E-Residenz-Chef Korjus zufolge sieht das Modell vor, dass die Währung unabhängig von Banken funktioniert. Die Transaktionen der Digitalwährung sollen stattdessen über eine sogenannte Blockchain abgewickelt werden: Bei der 2009 eingeführten Technologie handelt es sich um eine Methode der Informationsübermittlung, bei der die Daten dezentral kryptografisch verschlüsselt werden. Auch die Daten der weltweit bekanntesten Digitalwährung, dem Bitcoin, werden über eine solche Blockchain aneinander gekettet. Die Kryptowährung war 2009 erfunden worden und sollte eine von Staaten, Zentralbanken und anderen Finanzinstituten unabhängige Währung erschaffen.

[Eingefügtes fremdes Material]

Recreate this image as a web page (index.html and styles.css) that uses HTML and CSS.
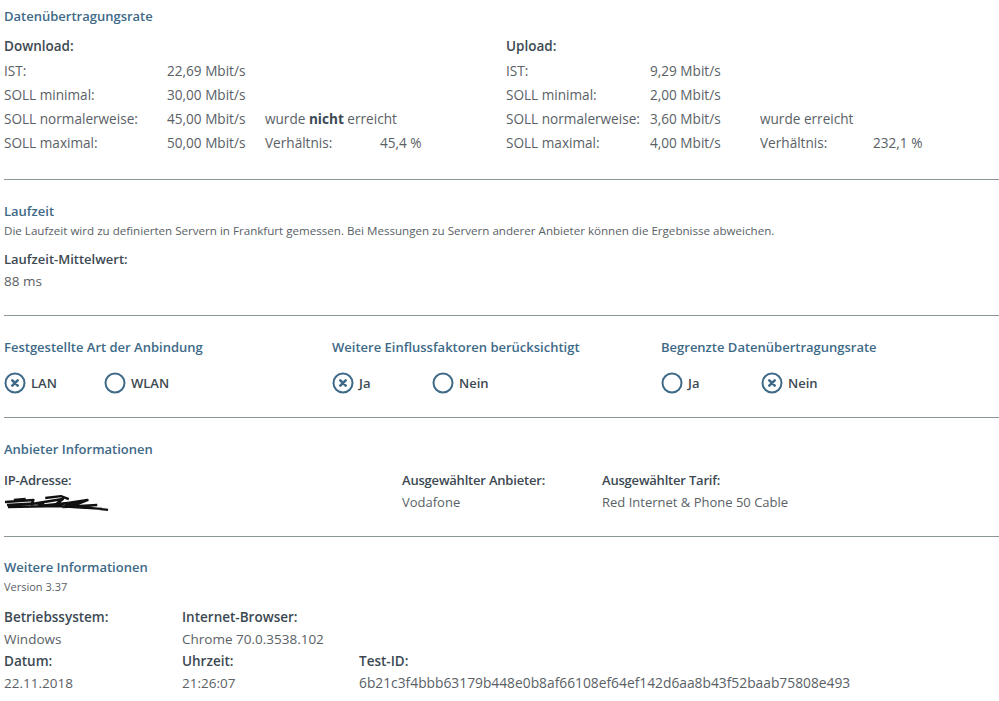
FILE: index.html
```html
<!DOCTYPE html>
<html lang="de">
<head>
<meta charset="utf-8">
<title>Messprotokoll</title>
<link rel="stylesheet" href="styles.css">
</head>
<body>
<div class="page">

  <section class="section s-rate">
    <h2 class="title">Datenübertragungsrate</h2>
    <div class="rate-cols">
      <div class="rate rate-down">
        <div class="label-b head">Download:</div>
        <div class="row"><span>IST:</span><span>22,69 Mbit/s</span></div>
        <div class="row"><span>SOLL minimal:</span><span>30,00 Mbit/s</span></div>
        <div class="row"><span>SOLL normalerweise:</span><span>45,00 Mbit/s</span><span class="span2">wurde <b>nicht</b> erreicht</span></div>
        <div class="row"><span>SOLL maximal:</span><span>50,00 Mbit/s</span><span>Verhältnis:</span><span>45,4 %</span></div>
      </div>
      <div class="rate rate-up">
        <div class="label-b head">Upload:</div>
        <div class="row"><span>IST:</span><span>9,29 Mbit/s</span></div>
        <div class="row"><span>SOLL minimal:</span><span>2,00 Mbit/s</span></div>
        <div class="row"><span>SOLL normalerweise:</span><span>3,60 Mbit/s</span><span class="span2">wurde erreicht</span></div>
        <div class="row"><span>SOLL maximal:</span><span>4,00 Mbit/s</span><span>Verhältnis:</span><span>232,1 %</span></div>
      </div>
    </div>
  </section>

  <section class="section s-lat">
    <h2 class="title">Laufzeit</h2>
    <p class="desc">Die Laufzeit wird zu definierten Servern in Frankfurt gemessen. Bei Messungen zu Servern anderer Anbieter können die Ergebnisse abweichen.</p>
    <div class="label-b lat-label">Laufzeit-Mittelwert:</div>
    <div class="value">88 ms</div>
  </section>

  <section class="section s-conn">
    <div class="conn-col">
      <h2 class="title">Festgestellte Art der Anbindung</h2>
      <div class="opts">
        <div class="opt"><svg class="radio" viewBox="0 0 22 22"><circle cx="11" cy="11" r="9.5"/><path class="x" d="M8.3 8.3L13.7 13.7M13.7 8.3L8.3 13.7"/></svg><span>LAN</span></div>
        <div class="opt"><svg class="radio" viewBox="0 0 22 22"><circle cx="11" cy="11" r="9.5"/></svg><span>WLAN</span></div>
      </div>
    </div>
    <div class="conn-col">
      <h2 class="title">Weitere Einflussfaktoren berücksichtigt</h2>
      <div class="opts">
        <div class="opt"><svg class="radio" viewBox="0 0 22 22"><circle cx="11" cy="11" r="9.5"/><path class="x" d="M8.3 8.3L13.7 13.7M13.7 8.3L8.3 13.7"/></svg><span>Ja</span></div>
        <div class="opt"><svg class="radio" viewBox="0 0 22 22"><circle cx="11" cy="11" r="9.5"/></svg><span>Nein</span></div>
      </div>
    </div>
    <div class="conn-col">
      <h2 class="title">Begrenzte Datenübertragungsrate</h2>
      <div class="opts">
        <div class="opt"><svg class="radio" viewBox="0 0 22 22"><circle cx="11" cy="11" r="9.5"/></svg><span>Ja</span></div>
        <div class="opt"><svg class="radio" viewBox="0 0 22 22"><circle cx="11" cy="11" r="9.5"/><path class="x" d="M8.3 8.3L13.7 13.7M13.7 8.3L8.3 13.7"/></svg><span>Nein</span></div>
      </div>
    </div>
  </section>

  <section class="section s-prov">
    <h2 class="title">Anbieter Informationen</h2>
    <div class="prov-grid">
      <div class="label-b">IP-Adresse:</div>
      <div class="label-b">Ausgewählter Anbieter:</div>
      <div class="label-b">Ausgewählter Tarif:</div>
      <div class="value redact">
        <svg viewBox="0 0 110 20" class="scribble"><path d="M1 9 L30 7 L28 11 L60 6 L52 12 L85 7 L70 13 L106 17 M3 12 L40 10 L35 13 L75 9 L60 14 L95 12 M10 7 L22 6 M42 5 L58 3 L66 6 M4 14 L55 13 L100 16" /></svg>
      </div>
      <div class="value">Vodafone</div>
      <div class="value">Red Internet &amp; Phone 50 Cable</div>
    </div>
  </section>

  <section class="section s-more">
    <h2 class="title">Weitere Informationen</h2>
    <p class="desc">Version 3.37</p>
    <div class="more-grid">
      <div class="label-b">Betriebssystem:</div>
      <div class="label-b">Internet-Browser:</div>
      <div></div>
      <div class="value">Windows</div>
      <div class="value">Chrome 70.0.3538.102</div>
      <div></div>
      <div class="label-b">Datum:</div>
      <div class="label-b">Uhrzeit:</div>
      <div class="label-b">Test-ID:</div>
      <div class="value">22.11.2018</div>
      <div class="value">21:26:07</div>
      <div class="value id">6b21c3f4bbb63179b448e0b8af66108ef64ef142d6aa8b43f52baab75808e493</div>
    </div>
  </section>

</div>
</body>
</html>
```
FILE: styles.css
```css
html, body {
  margin: 0;
  padding: 0;
  background: #ffffff;
}
body {
  font-family: "Open Sans", "Noto Sans", sans-serif;
  color: #5a6166;
  font-size: 14px;
}
.page {
  width: 995px;
  padding-left: 4px;
}
.section {
  border-bottom: 1px solid #8b9497;
}
.title {
  margin: 0;
  font-size: 13px;
  line-height: 20px;
  font-weight: 600;
  color: #3e6a88;
}
.label-b {
  font-size: 13.5px;
  font-weight: 600;
  color: #3c4952;
  line-height: 22px;
}
.value {
  line-height: 22px;
}
.desc {
  margin: 0;
  font-size: 11.5px;
  line-height: 18px;
}

/* Section 1 */
.s-rate {
  padding: 6px 0 24px;
}
.rate-cols {
  display: grid;
  grid-template-columns: 502px auto;
  margin-top: 8px;
}
.rate .head {
  line-height: 24px;
  margin-bottom: 1px;
}
.rate .row {
  display: grid;
  line-height: 24px;
  height: 24px;
  font-size: 13.6px;
}
.rate-down .row {
  grid-template-columns: 163px 98px 115px auto;
}
.rate-up .row {
  grid-template-columns: 144px 110px 113px auto;
}
.row .span2 {
  grid-column: span 2;
}
.row b {
  font-weight: 700;
  color: #3c4952;
}

/* Section 2 */
.s-lat {
  padding: 21px 0 23px;
}
.s-lat .desc {
  margin-top: 1px;
  font-size: 11.6px;
}
.lat-label {
  margin-top: 8px;
  font-size: 13px;
}
.s-lat .value {
  font-size: 13.5px;
}

/* Section 3 */
.s-conn {
  display: grid;
  grid-template-columns: 328px 329px auto;
  padding: 21px 0 22px;
}
.opts {
  display: flex;
  margin-top: 14px;
}
.opt {
  width: 100px;
  height: 24px;
  display: flex;
  align-items: center;
  gap: 5px;
  font-size: 13px;
  font-weight: 600;
  color: #3c4952;
}
.radio {
  width: 22px;
  height: 22px;
  flex: none;
}
.radio circle {
  fill: none;
  stroke: #3e6a88;
  stroke-width: 2;
}
.radio .x {
  fill: none;
  stroke: #3e6a88;
  stroke-width: 2.6;
  stroke-linecap: round;
}

/* Section 4 */
.s-prov {
  padding: 21px 0 23px;
}
.prov-grid {
  display: grid;
  grid-template-columns: 398px 200px auto;
  margin-top: 10px;
}
.prov-grid .label-b {
  font-size: 13px;
  letter-spacing: -0.2px;
}
.prov-grid .value {
  font-size: 13px;
}
.scribble {
  display: block;
  width: 108px;
  height: 20px;
  margin-top: 2px;
}
.scribble path {
  fill: none;
  stroke: #111;
  stroke-width: 2.5;
  stroke-linejoin: round;
}

/* Section 5 */
.s-more {
  padding: 20px 0 10px;
  border-bottom: none;
}
.s-more .desc {
  margin-top: 1px;
  font-size: 11px;
}
.more-grid {
  display: grid;
  grid-template-columns: 178px 177px auto;
  margin-top: 10px;
}
.more-grid .value {
  font-size: 13.5px;
}
.more-grid .value.id {
  font-size: 13.8px;
}
```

Der Bitcoin-Hype hat auch etwas damit zu tun, dass die Debatte über eine mögliche estnische digitale Währung so intensiv geführt wird: Der Bitcoin erreichte in den vergangenen Wochen zeitweise einen Kurs von fast 20.000 Dollar und zieht Investoren aus aller Welt an. Korjus hat auch große Pläne: Mithilfe der E-Residenz will er das Land weltweit zum Zentrum für Investitionen in Digitalwährungen machen. Das befürwortet auch Sikkut vom Finanzministerium. Zwar sei noch keine konkrete Entscheidung zum Estcoin getroffen worden, aber die von Korjus beschriebenen Möglichkeiten würden ernsthaft erwogen.